South Carolina has seen more pedestrian fatalities this year instead of usual.
According to the South Carolina Highway Patrol, one out of every five traffic deaths so far this year has been a pedestrian.
“Nighttime, that’s where we’re seeing most of these crashes with pedestrian,” Cpl. Sonny Collins said. “So we want to make sure you understand as a pedestrian you have to walk on the shoulder or on the sidewalk, you cannot walk in the roadway.”
According to the South Carolina Department of Public Safety, pedestrian deaths in the state increased 60 percent between 2013 and 2017.
So far this year, 48 people died in crashes in the state. Ten of those 48 were pedestrians.
“There’s so many variables that play into this,” Collins said. “It’s just really all we can do at this point is educate the pedestrians as they’re walking up and down the road and also educating drivers on the dangers of being out there.”

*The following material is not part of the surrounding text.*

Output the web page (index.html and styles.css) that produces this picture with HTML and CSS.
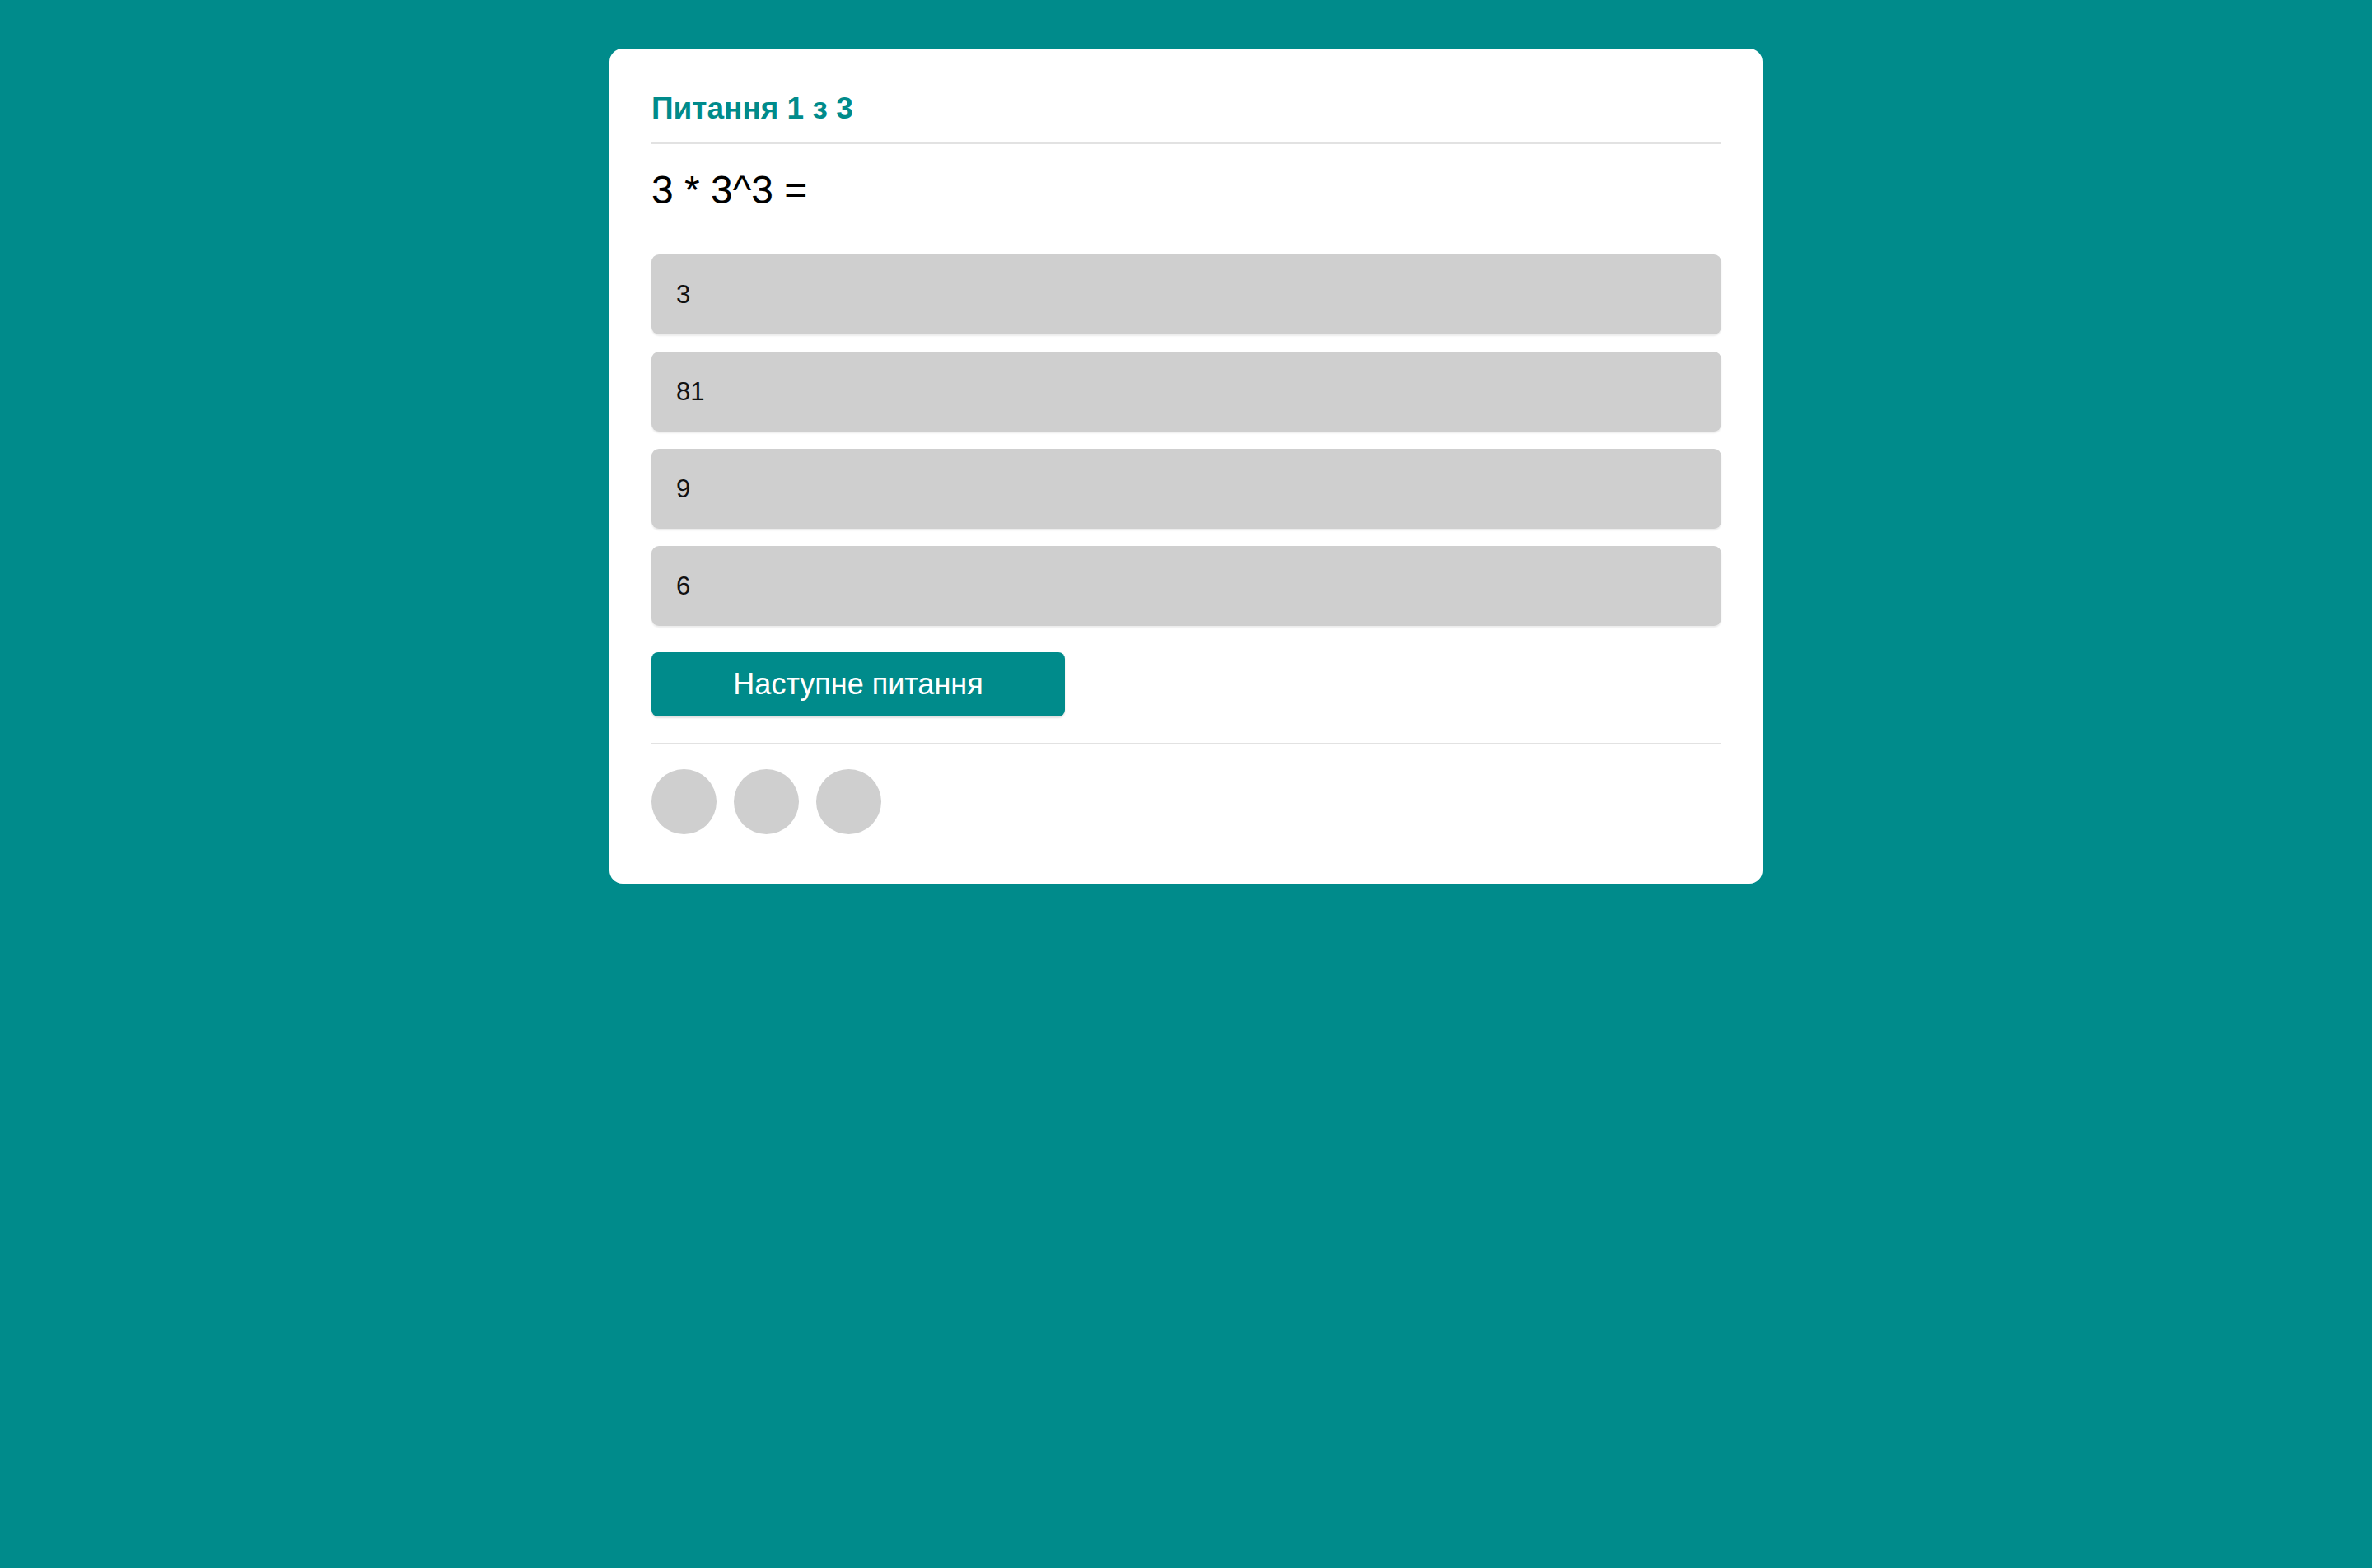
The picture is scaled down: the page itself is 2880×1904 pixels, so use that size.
FILE: index.html
```html
<!DOCTYPE html>
<html lang="uk">
<head>
<meta charset="utf-8">
<title>Питання 1 з 3</title>
<link rel="stylesheet" href="styles.css">
</head>
<body>
<main class="quiz">
  <h2 class="quiz-header">Питання 1 з 3</h2>
  <div class="question">3 * 3^3 =</div>
  <div class="options">
    <div class="option">3</div>
    <div class="option">81</div>
    <div class="option">9</div>
    <div class="option">6</div>
  </div>
  <button class="next-btn">Наступне питання</button>
  <div class="progress">
    <span class="dot"></span>
    <span class="dot"></span>
    <span class="dot"></span>
  </div>
</main>
</body>
</html>
```
FILE: styles.css
```css
html, body {
  margin: 0;
  padding: 0;
}
body {
  background: #008b8b;
  font-family: "Liberation Sans", Arial, sans-serif;
  min-height: 1904px;
  padding-top: 59px;
  box-sizing: border-box;
}
.quiz {
  width: 1400px;
  margin: 0 auto;
  background: #ffffff;
  border-radius: 16px;
  padding: 52px 50px 60px 51px;
  box-sizing: border-box;
}
.quiz-header {
  margin: 0;
  font-size: 37px;
  font-weight: bold;
  color: #008b8b;
  padding-bottom: 20px;
  border-bottom: 2px solid #e2e2e2;
}
.question {
  margin-top: 28px;
  font-size: 48px;
  color: #000;
}
.options {
  margin-top: 51px;
  display: flex;
  flex-direction: column;
  gap: 21px;
}
.option {
  background: #cfcfcf;
  border-radius: 9px;
  height: 97px;
  box-sizing: border-box;
  display: flex;
  align-items: center;
  padding-left: 30px;
  font-size: 31px;
  color: #111;
  box-shadow: 0 2px 2px rgba(0, 0, 0, 0.08);
}
.next-btn {
  display: block;
  margin-top: 32px;
  width: 502px;
  height: 78px;
  border: none;
  border-radius: 8px;
  background: #008b8b;
  color: #ffffff;
  font-family: "Liberation Sans", Arial, sans-serif;
  font-size: 36px;
  box-shadow: 0 2px 2px rgba(0, 0, 0, 0.12);
  cursor: pointer;
}
.progress {
  margin-top: 32px;
  border-top: 2px solid #e2e2e2;
  padding-top: 30px;
  display: flex;
  gap: 21px;
}
.dot {
  width: 79px;
  height: 79px;
  border-radius: 50%;
  background: #cfcfcf;
}
```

Rachel King, 28, was hit and killed on the side of Peachtree Road in Socastee when she was walking late at night in August 2018. Her body was not found until six days later.
Up and down Peachtree Road there is a very narrow shoulder and no pedestrian sidewalks.
Rachel’s mother, Terri Goodrich-Gay, said more needs to be done to prevent tragedies like what happened to her daughter from happening again.
Rachel’s body was found less than a couple miles away from where Vincent Padgett, 18, was also hit and killed in 2008.
“It just absolutely makes you nervous,” Goodrich-Gay said. “And it’s not just here on Peachtree Road, we have many roads in South Carolina that are like this.”
Goodrich said there is nothing she can do to bring her daughter back, but she still wants change.
She told News13 she’d like to see more lights and also a walking pathway put up along the road.
“In memory of Rachel, I’d like it to be called Rachel’s Way,” she said about the path.
No charges were filed in the death of Rachel King, who was a mother of four. A driver came forward shortly after the crash, which authorities ruled an accident.
A spokesperson for SCDOT said in August that some roads like Peachtree have narrow shoulders and that nothing is in the works to update the road.
According to the Department of Public Safety, 58 collisions were reported on Peachtree Road between 2007 and 2017. Two of those crashes were deadly and 22 left someone injured.
SCHP encourages pedestrians to wear bright and, if possible, reflective clothing.
A driver can see someone in reflective clothing from 500 feet away, compared to someone wearing red who can been seen 80 feet away or someone wearing white who can be seen from 180 feet, according to SCHP.
A vehicle moving at 60 mph will travel 260 feet before coming to a stop.